WRITTEN EXERCISE → Copy each line of the entries beneath that contains the word "React".

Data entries
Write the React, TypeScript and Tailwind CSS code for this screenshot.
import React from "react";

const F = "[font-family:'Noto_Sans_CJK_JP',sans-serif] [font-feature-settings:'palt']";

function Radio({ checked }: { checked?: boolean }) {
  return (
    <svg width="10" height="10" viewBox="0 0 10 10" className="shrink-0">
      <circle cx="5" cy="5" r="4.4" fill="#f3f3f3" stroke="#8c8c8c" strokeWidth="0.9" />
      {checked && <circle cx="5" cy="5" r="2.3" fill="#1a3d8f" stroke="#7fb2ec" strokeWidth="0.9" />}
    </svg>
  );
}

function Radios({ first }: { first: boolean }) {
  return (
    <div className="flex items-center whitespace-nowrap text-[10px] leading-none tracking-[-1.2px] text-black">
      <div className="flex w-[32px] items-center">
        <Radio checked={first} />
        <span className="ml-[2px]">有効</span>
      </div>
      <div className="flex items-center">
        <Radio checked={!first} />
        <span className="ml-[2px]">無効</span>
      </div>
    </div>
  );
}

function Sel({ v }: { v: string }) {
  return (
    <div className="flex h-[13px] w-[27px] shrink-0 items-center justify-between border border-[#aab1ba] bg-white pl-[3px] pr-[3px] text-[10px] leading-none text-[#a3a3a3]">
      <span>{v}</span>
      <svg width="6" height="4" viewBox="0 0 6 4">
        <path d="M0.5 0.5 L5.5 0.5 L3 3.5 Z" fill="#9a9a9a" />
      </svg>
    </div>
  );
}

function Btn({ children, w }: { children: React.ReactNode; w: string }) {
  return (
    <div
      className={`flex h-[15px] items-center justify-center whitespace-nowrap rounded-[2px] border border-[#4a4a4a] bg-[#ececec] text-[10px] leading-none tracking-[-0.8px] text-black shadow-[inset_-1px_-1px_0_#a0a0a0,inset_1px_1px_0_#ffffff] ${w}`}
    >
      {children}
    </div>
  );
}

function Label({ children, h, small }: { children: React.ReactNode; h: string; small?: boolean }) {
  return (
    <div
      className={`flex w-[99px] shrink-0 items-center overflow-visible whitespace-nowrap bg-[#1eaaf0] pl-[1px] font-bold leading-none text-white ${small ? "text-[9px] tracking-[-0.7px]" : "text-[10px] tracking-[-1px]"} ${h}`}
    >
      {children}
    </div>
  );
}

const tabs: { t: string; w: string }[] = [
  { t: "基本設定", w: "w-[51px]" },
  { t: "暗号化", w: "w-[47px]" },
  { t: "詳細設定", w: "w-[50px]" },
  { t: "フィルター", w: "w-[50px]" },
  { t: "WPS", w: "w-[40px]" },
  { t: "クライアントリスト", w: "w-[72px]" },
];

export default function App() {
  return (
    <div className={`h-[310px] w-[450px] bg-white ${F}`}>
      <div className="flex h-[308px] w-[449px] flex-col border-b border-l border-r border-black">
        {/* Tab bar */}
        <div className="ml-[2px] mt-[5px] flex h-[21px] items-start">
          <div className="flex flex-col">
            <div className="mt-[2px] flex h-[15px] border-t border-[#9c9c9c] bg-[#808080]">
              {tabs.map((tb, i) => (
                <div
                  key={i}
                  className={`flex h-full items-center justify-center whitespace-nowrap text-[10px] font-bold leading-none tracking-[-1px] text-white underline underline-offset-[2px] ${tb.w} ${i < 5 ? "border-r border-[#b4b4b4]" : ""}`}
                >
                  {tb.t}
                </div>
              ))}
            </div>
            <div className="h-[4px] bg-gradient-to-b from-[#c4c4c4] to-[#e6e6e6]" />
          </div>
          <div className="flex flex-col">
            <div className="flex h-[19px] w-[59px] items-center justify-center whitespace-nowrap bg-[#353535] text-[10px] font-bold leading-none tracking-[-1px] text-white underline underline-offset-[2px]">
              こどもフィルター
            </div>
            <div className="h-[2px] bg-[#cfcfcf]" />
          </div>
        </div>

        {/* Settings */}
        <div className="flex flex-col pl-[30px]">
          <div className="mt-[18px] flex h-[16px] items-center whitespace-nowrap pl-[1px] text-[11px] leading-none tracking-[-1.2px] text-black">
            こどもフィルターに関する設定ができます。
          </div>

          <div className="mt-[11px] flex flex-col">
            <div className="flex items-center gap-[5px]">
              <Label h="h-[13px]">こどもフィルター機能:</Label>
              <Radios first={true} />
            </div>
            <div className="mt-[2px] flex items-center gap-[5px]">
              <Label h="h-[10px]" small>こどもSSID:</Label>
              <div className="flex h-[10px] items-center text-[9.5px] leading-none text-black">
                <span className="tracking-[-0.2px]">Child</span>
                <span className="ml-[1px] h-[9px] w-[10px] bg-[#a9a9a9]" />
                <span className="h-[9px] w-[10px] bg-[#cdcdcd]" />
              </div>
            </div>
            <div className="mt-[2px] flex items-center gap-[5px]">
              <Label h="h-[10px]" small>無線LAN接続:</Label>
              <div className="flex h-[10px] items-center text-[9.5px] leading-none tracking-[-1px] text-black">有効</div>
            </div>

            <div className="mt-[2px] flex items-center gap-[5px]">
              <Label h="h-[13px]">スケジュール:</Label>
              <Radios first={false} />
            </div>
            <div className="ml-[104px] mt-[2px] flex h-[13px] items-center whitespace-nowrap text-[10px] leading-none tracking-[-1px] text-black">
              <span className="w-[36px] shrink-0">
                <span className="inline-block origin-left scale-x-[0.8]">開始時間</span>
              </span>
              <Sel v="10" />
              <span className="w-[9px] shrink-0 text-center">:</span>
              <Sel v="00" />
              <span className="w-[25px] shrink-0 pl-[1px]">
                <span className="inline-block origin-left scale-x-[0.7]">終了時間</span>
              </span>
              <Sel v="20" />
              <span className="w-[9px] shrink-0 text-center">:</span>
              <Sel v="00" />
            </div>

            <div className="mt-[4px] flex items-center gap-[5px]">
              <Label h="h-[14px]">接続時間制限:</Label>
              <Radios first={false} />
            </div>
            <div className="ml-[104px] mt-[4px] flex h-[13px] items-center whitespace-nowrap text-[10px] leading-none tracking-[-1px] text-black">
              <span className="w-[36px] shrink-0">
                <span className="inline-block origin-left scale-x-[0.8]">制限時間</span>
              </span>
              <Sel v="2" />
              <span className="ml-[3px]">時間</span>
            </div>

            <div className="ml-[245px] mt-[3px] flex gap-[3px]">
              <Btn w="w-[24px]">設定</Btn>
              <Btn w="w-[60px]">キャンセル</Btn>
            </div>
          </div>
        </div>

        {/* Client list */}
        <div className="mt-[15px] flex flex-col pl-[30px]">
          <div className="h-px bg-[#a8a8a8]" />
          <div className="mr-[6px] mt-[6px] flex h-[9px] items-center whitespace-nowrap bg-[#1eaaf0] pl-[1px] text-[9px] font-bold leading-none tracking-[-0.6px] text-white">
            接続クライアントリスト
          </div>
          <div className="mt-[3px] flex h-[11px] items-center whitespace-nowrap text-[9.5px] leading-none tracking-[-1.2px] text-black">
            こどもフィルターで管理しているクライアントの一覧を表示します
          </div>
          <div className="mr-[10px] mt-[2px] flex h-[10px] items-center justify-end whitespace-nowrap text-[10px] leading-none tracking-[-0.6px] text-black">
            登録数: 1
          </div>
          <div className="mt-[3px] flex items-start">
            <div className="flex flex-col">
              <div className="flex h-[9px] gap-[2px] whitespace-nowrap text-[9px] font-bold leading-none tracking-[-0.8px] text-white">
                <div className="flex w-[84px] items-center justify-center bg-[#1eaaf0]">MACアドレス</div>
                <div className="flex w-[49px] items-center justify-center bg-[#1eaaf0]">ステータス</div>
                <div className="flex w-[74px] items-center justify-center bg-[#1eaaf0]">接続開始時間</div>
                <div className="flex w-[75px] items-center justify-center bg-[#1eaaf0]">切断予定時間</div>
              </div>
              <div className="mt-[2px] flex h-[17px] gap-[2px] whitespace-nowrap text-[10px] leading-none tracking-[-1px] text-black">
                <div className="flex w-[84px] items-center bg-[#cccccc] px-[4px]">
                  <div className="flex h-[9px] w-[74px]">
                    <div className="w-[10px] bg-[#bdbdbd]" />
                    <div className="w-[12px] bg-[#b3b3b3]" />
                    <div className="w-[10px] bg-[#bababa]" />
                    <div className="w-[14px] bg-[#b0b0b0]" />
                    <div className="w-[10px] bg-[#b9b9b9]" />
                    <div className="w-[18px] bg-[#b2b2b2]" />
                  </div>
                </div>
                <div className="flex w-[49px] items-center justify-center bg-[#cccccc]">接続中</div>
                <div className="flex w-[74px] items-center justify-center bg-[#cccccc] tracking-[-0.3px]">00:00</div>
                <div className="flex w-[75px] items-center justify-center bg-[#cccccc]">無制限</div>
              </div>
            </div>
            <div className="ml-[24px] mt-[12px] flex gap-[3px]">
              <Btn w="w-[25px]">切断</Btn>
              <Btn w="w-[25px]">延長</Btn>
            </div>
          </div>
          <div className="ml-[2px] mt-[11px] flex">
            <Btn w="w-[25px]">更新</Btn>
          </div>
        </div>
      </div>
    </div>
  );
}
--
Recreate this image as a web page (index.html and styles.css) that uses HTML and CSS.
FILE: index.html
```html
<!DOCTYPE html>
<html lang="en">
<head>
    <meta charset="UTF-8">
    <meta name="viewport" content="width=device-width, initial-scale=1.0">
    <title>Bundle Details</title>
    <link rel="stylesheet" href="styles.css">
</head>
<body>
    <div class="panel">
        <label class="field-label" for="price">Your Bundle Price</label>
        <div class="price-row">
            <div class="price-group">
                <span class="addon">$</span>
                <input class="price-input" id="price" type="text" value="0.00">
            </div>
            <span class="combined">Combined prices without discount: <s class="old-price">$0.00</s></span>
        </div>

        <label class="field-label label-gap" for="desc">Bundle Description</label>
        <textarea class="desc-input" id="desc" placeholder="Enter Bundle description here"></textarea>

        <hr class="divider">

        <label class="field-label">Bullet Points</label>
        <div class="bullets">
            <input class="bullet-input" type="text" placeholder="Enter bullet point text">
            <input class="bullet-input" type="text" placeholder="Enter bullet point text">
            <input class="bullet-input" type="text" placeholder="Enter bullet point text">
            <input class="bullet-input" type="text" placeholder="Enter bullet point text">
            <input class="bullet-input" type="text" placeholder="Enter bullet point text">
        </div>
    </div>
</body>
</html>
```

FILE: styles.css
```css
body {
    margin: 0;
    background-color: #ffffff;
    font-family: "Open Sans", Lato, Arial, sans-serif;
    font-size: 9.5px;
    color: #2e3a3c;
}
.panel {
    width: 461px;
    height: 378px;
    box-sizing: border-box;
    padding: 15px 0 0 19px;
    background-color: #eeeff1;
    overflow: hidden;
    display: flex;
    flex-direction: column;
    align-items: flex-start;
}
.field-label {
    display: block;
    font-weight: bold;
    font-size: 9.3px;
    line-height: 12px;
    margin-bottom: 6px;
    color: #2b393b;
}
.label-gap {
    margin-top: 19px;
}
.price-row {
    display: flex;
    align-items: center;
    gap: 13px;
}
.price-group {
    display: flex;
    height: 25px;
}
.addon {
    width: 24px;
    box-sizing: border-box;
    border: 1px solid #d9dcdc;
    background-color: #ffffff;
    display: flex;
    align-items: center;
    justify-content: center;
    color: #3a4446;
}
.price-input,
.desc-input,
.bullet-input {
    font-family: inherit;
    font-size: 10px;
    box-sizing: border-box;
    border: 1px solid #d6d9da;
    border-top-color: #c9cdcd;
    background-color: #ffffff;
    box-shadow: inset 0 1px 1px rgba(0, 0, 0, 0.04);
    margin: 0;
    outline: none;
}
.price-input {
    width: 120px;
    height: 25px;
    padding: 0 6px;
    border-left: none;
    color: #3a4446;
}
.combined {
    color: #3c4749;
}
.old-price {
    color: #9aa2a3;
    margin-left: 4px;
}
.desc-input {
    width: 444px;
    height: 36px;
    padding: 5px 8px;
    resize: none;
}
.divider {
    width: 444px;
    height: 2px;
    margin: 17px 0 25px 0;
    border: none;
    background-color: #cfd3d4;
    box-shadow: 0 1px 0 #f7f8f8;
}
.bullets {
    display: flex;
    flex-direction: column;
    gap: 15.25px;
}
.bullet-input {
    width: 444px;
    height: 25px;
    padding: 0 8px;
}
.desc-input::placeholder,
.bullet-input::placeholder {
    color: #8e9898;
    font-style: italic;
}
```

CORRECT RESPONSE →
Write the React, TypeScript and Tailwind CSS code for this screenshot.
import React from "react";
function Btn({ children, w }: { children: React.ReactNode; w: string }) {
function Label({ children, h, small }: { children: React.ReactNode; h: string; small?: boolean }) {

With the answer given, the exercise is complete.